DEC manages all of the above facility-siting programs by regulation.

Funding programs and agencies identified in CRRA:

  • CRRA Section 3: Water Pollution Control Revolving Fund (DEC, EFC)
  • CRRA Section 13: Drinking Water Revolving Fund (DOH, EFC)
  • CRRA Sections 6,7: Open space acquisition (DEC, Office of Parks, Recreation and Historic Preservation [OPRHP])
  • CRRA Section 7: Open space project operation and maintenance agreements (OPRHP)
  • CRRA Section 8: Landfill closure assistance (DEC)
  • CRRA Section 11: Coastal rehabilitation project assistance (DEC)
  • CRRA Section 10: Local waterfront revitalization (Department of State [DOS])
  • CRRA Section 12: Agricultural and farmland protection (DAM)

CRRA requires DEC, in consultation with DOS, to prepare guidance on implementation of the act by January 1, 2017.

While DEC is required to adopt projections of only sea-level rise, the specified facility-siting, permitting and funding programs must consider storm surge and flooding as well. The inclusion of this language therefore clarifies the scope of the statute to extend beyond coastal areas. The linkage to extreme weather events is particularly significant given the number of non-tidal communities in New York State that recently have experienced flooding or storm surge, or are at risk.

3. SMART GROWTH PUBLIC INFRASTRUCTURE POLICY ACT CRITERIA

CRRA amends ECL Article 6 (Smart Growth Public Infrastructure Policy Act [SGPIPA]) to add mitigation of risk due to sea-level rise, storm surge and flooding to the list of smart-growth criteria. Implementation of SGPIPA is the responsibility of each affected infrastructure agency, but CRRA requires DEC, in consultation with DOS, to develop guidance for implementation of CRRA.

4. MODEL LOCAL LAWS CONCERNING CLIMATE RISK

CRRA requires DOS, in cooperation with DEC, to develop model local laws that include consideration of future risk due to sea-level rise, storm surge and/or flooding. These model local laws must be based on available data predicting the likelihood of extreme-weather events, including hazard-risk analysis.

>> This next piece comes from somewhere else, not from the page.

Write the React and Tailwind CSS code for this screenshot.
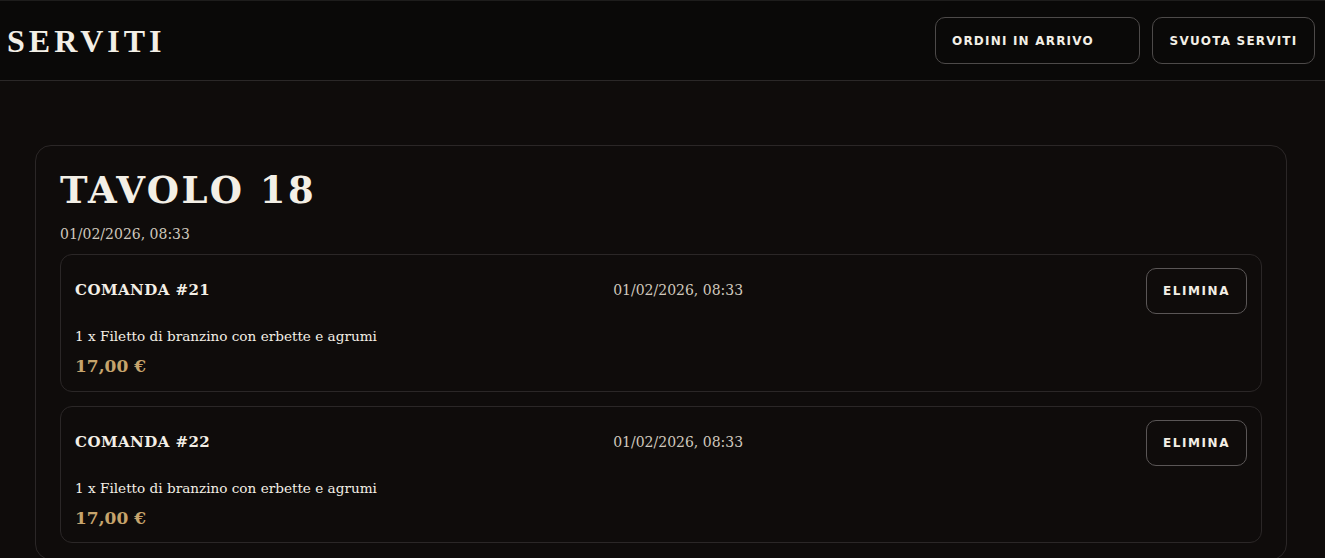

5. GUIDANCE ON NATURAL RESILIENCY MEASURES

CRRA requires DEC, in consultation with DOS, to develop guidance on the use of natural resources and natural processes to enhance resiliency.

The state agencies responsible for implementing CRRA are currently identifying information needs and organizing staff teams to develop guidance required by CRRA. These agencies anticipate providing regular updates on progress and providing opportunities for public input beginning in late 2015 and continuing through 2016.